───── Entries shown ─────
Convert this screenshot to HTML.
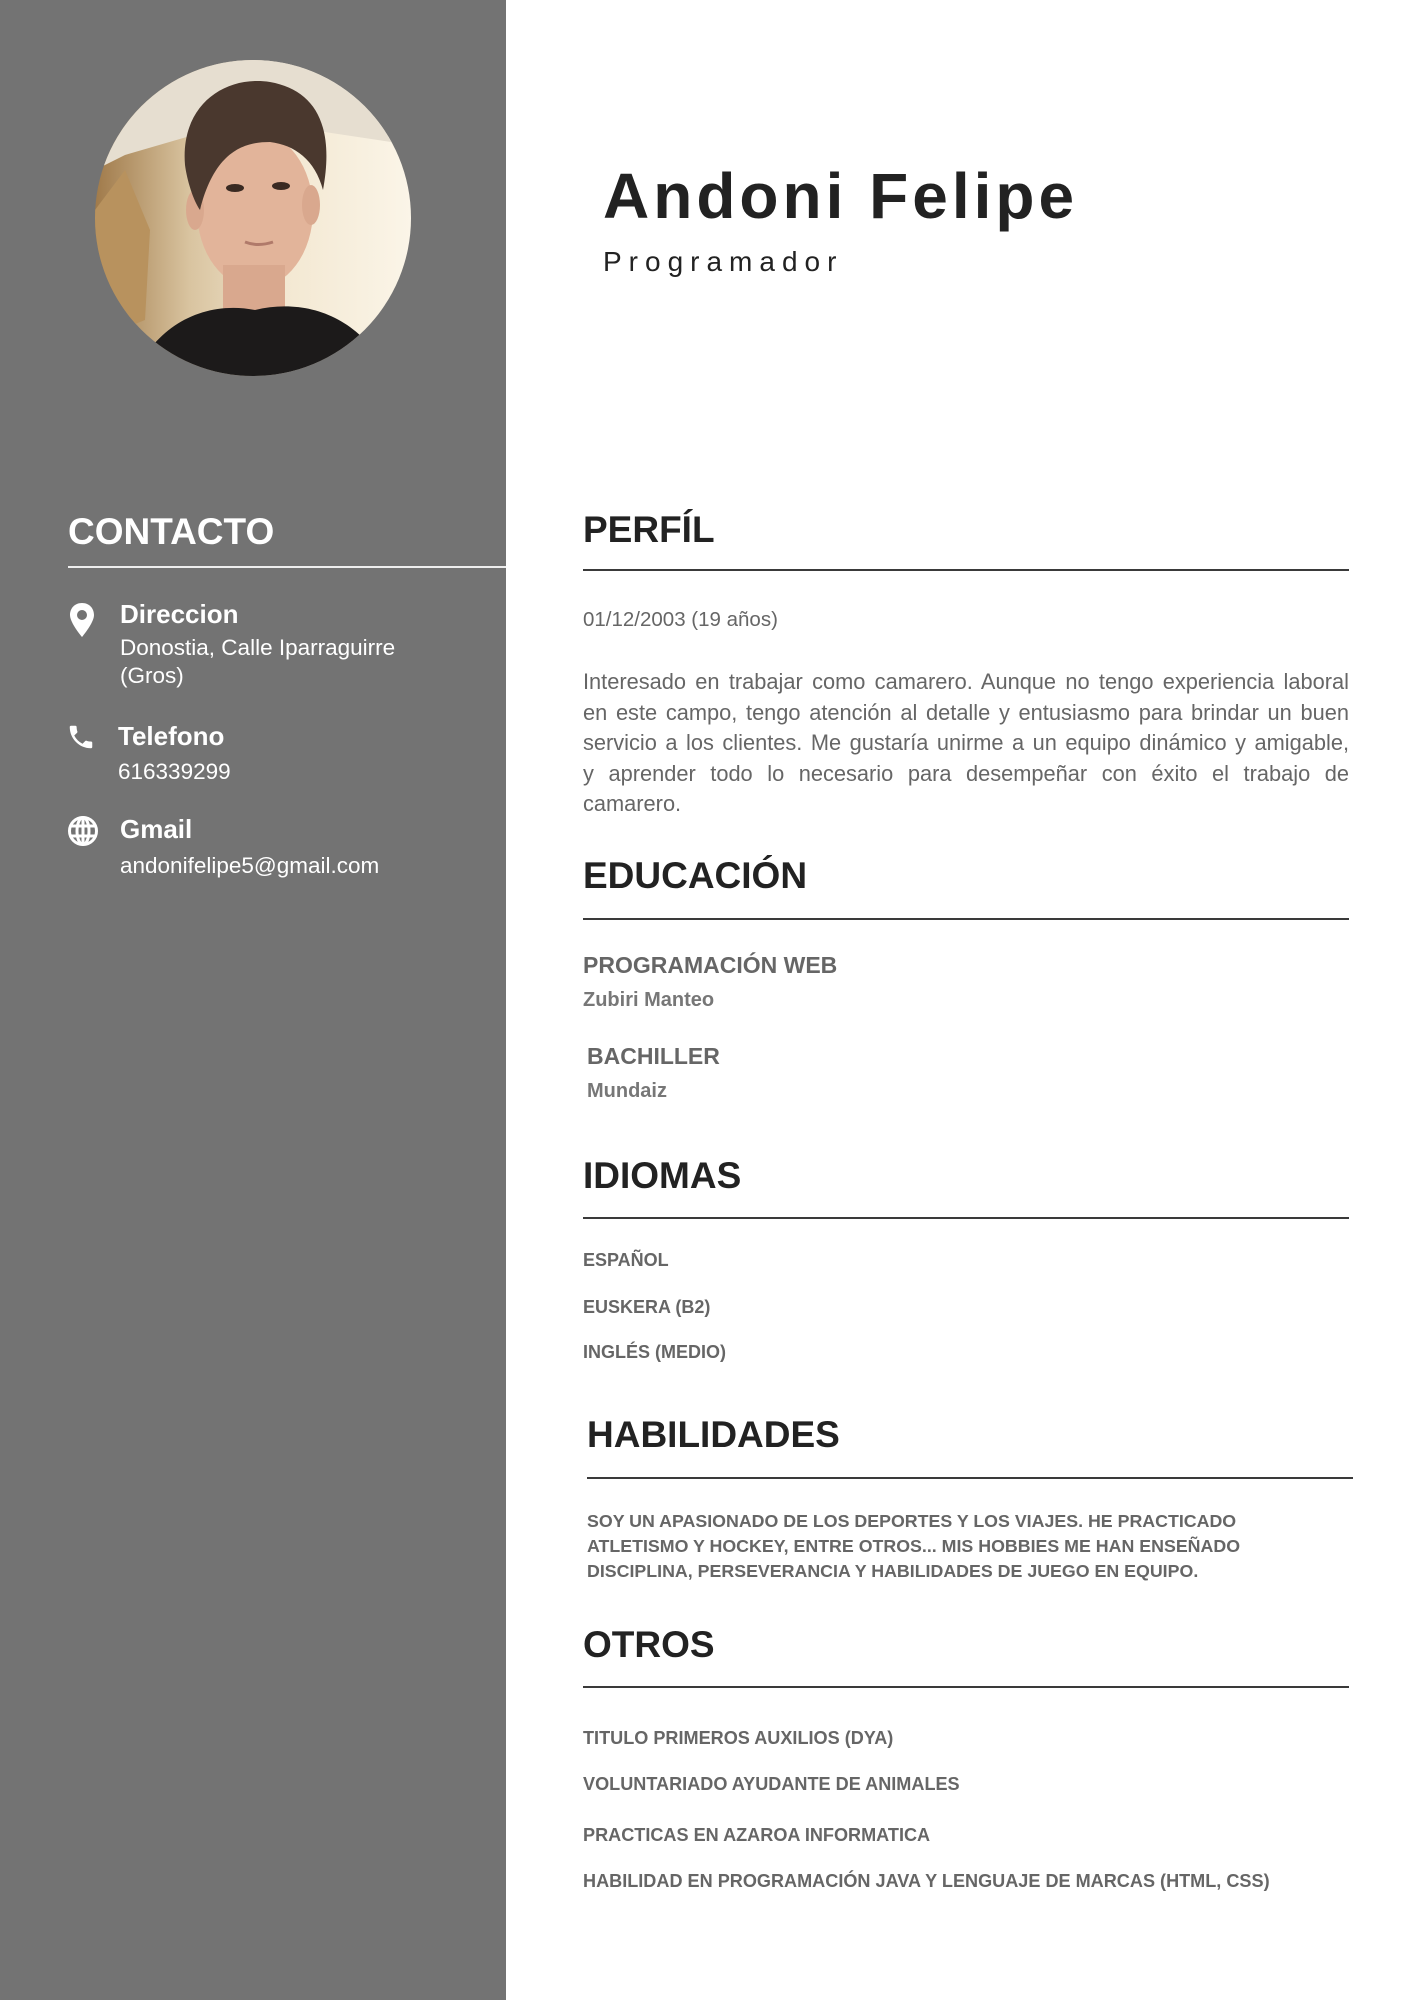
─────
───── Entries shown ─────
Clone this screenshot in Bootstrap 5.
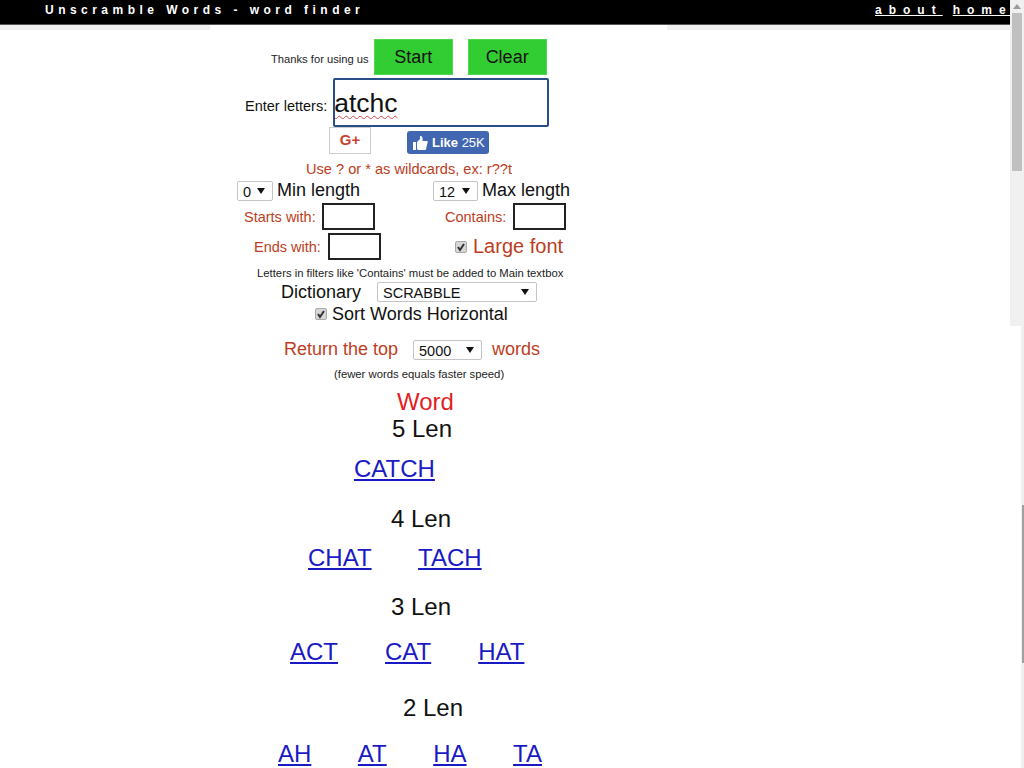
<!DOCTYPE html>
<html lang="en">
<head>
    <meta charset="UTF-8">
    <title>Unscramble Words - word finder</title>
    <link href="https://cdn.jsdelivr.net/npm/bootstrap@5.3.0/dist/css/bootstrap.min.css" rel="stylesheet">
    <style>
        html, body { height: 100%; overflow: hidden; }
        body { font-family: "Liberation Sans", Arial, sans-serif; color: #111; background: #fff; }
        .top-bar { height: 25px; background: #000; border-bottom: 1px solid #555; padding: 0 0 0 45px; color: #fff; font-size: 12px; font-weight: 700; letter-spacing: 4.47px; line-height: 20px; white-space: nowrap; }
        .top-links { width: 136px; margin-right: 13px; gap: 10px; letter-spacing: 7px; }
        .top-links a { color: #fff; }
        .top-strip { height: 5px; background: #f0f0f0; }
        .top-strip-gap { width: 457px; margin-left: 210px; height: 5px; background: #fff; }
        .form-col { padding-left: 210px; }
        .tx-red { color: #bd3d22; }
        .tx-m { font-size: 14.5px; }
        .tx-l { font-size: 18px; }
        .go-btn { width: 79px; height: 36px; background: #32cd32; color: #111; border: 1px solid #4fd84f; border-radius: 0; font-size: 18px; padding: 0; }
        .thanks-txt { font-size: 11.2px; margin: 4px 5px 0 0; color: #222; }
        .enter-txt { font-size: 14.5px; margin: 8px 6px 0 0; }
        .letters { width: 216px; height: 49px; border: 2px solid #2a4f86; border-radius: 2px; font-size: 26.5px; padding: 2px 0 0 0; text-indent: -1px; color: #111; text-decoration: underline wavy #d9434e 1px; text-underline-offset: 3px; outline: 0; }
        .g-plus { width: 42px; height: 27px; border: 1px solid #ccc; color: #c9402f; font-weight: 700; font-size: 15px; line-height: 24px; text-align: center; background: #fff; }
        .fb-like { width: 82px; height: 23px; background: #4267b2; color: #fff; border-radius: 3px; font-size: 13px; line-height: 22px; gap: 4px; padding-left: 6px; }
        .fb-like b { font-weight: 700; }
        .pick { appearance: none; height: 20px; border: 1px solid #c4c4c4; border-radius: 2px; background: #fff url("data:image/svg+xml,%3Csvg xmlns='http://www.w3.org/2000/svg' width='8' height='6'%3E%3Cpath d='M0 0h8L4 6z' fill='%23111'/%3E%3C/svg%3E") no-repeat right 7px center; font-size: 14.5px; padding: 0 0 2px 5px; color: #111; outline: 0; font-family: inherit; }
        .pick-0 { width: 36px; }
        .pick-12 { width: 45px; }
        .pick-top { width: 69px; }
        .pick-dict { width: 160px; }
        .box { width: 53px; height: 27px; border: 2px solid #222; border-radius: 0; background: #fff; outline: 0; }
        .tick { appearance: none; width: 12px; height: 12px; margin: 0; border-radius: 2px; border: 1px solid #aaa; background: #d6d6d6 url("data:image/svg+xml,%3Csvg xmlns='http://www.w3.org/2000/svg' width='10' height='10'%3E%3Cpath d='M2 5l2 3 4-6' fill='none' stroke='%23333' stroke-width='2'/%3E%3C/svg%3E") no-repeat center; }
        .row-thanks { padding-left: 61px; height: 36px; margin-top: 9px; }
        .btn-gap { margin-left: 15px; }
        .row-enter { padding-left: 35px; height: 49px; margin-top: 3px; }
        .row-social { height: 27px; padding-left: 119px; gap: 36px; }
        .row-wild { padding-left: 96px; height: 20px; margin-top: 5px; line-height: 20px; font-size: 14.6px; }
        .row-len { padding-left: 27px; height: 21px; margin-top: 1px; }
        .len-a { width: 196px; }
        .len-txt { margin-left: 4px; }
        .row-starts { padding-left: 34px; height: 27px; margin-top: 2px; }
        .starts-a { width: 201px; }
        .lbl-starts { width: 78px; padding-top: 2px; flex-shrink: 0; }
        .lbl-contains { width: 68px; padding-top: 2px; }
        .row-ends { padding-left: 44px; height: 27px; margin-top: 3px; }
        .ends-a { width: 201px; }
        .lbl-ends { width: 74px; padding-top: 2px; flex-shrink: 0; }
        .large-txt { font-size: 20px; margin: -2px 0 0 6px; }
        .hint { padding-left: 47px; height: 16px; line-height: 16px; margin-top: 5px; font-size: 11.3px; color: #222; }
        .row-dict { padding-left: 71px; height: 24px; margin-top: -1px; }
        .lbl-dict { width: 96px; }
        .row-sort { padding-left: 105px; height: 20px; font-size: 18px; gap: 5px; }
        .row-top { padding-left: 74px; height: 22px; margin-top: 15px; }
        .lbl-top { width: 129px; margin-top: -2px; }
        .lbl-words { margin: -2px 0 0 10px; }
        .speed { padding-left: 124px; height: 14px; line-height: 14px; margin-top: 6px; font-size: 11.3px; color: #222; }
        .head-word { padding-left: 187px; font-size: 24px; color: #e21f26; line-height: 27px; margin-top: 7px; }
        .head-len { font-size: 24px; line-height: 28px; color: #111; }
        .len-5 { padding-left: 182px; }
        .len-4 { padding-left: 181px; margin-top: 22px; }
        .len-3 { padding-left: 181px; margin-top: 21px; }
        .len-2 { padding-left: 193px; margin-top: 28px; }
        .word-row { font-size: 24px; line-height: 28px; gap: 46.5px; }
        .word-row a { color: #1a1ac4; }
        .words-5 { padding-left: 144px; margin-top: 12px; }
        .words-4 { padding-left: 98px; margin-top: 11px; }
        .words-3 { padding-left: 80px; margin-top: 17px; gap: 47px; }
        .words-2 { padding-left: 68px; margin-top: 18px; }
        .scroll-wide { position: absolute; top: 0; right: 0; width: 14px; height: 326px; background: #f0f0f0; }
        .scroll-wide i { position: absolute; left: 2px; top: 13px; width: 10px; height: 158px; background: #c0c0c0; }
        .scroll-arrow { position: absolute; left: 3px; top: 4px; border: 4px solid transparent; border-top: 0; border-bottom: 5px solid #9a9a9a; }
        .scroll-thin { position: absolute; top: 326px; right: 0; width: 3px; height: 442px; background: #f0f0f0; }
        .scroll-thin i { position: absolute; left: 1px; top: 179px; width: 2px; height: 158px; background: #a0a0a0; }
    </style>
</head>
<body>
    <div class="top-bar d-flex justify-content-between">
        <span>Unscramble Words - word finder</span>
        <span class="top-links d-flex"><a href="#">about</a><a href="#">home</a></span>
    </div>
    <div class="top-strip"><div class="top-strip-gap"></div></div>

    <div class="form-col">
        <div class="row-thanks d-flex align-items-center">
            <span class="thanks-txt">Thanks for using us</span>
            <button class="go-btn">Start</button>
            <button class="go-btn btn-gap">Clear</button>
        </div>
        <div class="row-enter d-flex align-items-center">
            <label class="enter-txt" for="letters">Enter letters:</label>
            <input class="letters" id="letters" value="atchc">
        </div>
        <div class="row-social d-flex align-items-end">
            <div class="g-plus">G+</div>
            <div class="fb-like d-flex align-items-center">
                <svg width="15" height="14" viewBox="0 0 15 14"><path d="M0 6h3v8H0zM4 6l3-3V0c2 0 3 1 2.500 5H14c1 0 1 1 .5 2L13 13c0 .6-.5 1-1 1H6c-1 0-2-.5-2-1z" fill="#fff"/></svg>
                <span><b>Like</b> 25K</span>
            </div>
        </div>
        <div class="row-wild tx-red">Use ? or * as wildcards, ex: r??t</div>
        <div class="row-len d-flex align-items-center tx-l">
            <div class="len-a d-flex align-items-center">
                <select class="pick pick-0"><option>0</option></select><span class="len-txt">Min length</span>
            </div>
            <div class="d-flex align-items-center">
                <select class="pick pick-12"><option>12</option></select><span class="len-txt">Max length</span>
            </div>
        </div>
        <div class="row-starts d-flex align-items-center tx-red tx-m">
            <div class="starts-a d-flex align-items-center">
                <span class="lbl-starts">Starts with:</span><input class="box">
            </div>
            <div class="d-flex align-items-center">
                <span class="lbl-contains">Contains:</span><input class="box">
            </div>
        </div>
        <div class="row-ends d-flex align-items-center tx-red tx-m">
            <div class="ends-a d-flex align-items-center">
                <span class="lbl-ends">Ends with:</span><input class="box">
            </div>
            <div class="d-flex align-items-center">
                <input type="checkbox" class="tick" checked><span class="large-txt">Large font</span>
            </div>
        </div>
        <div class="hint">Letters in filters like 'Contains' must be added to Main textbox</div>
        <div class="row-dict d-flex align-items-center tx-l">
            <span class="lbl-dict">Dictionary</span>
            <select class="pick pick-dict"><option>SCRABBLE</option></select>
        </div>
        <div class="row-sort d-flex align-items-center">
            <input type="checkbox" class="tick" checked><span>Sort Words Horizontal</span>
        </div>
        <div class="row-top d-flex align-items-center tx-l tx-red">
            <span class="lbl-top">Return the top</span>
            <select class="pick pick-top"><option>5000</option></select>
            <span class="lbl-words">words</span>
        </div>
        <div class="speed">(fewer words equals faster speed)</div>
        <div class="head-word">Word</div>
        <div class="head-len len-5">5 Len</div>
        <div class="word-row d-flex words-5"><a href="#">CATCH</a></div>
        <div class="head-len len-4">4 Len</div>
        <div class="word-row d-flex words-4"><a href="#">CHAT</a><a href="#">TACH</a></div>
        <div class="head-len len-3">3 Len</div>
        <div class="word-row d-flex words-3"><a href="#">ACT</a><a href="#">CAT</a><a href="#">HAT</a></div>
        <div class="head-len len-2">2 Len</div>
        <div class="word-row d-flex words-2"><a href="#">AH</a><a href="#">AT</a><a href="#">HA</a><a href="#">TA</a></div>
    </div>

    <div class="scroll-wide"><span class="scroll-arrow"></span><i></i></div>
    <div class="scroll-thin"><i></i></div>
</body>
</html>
─────
───── Entries shown ─────
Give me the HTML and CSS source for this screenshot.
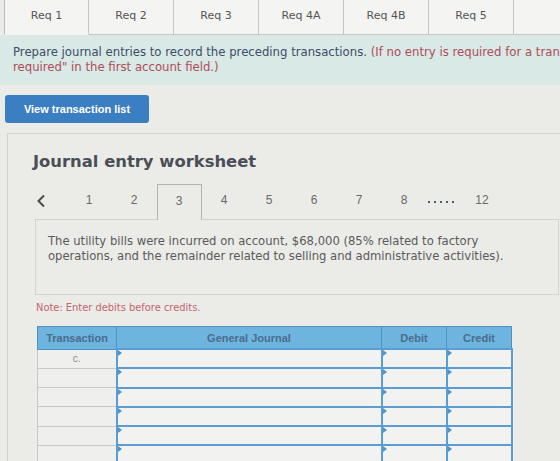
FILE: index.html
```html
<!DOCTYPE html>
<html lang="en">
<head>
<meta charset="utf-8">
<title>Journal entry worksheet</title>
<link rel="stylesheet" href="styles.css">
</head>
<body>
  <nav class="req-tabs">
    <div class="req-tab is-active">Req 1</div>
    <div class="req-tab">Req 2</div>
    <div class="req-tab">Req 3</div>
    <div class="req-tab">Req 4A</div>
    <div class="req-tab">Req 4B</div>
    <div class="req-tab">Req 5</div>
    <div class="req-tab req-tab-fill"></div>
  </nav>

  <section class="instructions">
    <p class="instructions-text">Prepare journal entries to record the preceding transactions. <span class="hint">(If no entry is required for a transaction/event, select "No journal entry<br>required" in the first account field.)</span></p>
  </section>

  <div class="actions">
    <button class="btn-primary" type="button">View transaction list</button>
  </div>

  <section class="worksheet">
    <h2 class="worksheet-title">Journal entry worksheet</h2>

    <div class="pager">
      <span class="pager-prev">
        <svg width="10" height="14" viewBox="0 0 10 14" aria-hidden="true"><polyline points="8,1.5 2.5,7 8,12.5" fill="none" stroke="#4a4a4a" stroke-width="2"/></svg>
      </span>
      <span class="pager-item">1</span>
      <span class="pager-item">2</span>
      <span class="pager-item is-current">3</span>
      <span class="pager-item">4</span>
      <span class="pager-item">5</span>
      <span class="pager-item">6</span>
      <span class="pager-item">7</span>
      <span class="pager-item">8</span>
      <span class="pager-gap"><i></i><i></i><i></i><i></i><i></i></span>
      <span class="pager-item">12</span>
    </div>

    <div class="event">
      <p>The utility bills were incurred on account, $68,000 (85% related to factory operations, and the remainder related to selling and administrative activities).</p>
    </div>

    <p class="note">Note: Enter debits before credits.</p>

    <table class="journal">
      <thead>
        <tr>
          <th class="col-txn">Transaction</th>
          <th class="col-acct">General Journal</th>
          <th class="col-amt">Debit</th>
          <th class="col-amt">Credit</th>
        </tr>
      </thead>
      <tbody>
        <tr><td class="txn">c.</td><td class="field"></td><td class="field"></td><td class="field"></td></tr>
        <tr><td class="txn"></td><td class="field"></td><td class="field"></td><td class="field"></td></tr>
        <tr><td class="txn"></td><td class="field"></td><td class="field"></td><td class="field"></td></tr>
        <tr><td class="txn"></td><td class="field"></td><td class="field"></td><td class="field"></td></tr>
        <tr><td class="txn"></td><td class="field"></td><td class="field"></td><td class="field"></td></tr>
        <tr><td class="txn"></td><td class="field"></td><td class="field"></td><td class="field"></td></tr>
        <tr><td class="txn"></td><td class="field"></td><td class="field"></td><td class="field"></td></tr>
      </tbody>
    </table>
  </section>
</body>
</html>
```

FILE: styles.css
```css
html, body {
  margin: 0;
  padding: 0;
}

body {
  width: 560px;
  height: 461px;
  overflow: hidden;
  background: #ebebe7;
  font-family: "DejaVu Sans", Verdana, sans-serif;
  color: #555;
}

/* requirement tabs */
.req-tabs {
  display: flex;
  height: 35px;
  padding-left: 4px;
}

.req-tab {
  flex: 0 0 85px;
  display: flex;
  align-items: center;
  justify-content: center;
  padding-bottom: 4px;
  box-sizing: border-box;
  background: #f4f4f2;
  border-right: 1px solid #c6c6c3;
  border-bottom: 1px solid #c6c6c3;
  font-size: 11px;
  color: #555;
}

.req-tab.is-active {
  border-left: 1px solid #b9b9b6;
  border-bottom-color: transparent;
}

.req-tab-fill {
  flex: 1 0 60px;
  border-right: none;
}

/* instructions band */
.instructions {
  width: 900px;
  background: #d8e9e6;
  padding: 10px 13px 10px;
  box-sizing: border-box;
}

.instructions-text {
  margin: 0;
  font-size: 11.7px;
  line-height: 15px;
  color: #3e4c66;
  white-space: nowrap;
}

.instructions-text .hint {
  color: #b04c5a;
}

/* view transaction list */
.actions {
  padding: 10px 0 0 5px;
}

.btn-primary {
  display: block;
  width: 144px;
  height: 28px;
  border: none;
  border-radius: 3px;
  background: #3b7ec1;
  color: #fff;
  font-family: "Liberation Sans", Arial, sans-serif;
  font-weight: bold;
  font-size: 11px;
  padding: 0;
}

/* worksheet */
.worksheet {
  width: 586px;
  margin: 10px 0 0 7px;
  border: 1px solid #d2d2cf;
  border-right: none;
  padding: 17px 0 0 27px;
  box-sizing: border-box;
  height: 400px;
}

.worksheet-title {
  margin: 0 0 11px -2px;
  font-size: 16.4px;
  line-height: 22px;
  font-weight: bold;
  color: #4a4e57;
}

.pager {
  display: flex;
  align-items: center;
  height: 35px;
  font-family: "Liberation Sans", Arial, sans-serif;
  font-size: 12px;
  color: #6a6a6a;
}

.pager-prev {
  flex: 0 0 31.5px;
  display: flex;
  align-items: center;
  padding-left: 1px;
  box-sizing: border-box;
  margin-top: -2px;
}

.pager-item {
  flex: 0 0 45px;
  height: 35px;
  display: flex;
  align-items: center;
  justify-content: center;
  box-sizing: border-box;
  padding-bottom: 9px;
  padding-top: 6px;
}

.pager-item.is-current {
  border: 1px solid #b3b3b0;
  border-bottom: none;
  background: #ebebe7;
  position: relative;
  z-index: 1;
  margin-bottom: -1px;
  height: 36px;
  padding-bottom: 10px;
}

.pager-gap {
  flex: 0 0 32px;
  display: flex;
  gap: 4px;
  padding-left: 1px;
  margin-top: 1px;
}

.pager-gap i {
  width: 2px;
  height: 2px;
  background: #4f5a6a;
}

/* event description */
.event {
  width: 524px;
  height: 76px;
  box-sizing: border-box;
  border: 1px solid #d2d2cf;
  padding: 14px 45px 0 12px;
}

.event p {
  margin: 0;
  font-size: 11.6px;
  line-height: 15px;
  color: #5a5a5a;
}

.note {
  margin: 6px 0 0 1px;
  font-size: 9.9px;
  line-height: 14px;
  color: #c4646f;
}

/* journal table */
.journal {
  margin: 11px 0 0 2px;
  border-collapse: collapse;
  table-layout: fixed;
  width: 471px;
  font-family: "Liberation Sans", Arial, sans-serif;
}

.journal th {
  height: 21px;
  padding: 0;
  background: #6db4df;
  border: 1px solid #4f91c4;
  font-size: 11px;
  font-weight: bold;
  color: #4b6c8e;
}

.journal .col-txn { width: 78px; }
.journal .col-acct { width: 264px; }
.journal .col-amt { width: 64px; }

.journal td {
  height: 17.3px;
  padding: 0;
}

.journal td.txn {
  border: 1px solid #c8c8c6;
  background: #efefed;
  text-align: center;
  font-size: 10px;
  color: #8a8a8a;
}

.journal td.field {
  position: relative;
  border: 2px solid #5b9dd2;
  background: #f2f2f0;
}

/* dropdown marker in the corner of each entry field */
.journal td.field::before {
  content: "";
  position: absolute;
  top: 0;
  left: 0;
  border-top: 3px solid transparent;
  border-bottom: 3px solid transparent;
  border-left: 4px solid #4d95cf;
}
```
─────
Problem to work on »
Pull every line holding "this" out of the records.

Correct answer »
Convert this screenshot to HTML.
Clone this screenshot in Bootstrap 5.
Give me the HTML and CSS source for this screenshot.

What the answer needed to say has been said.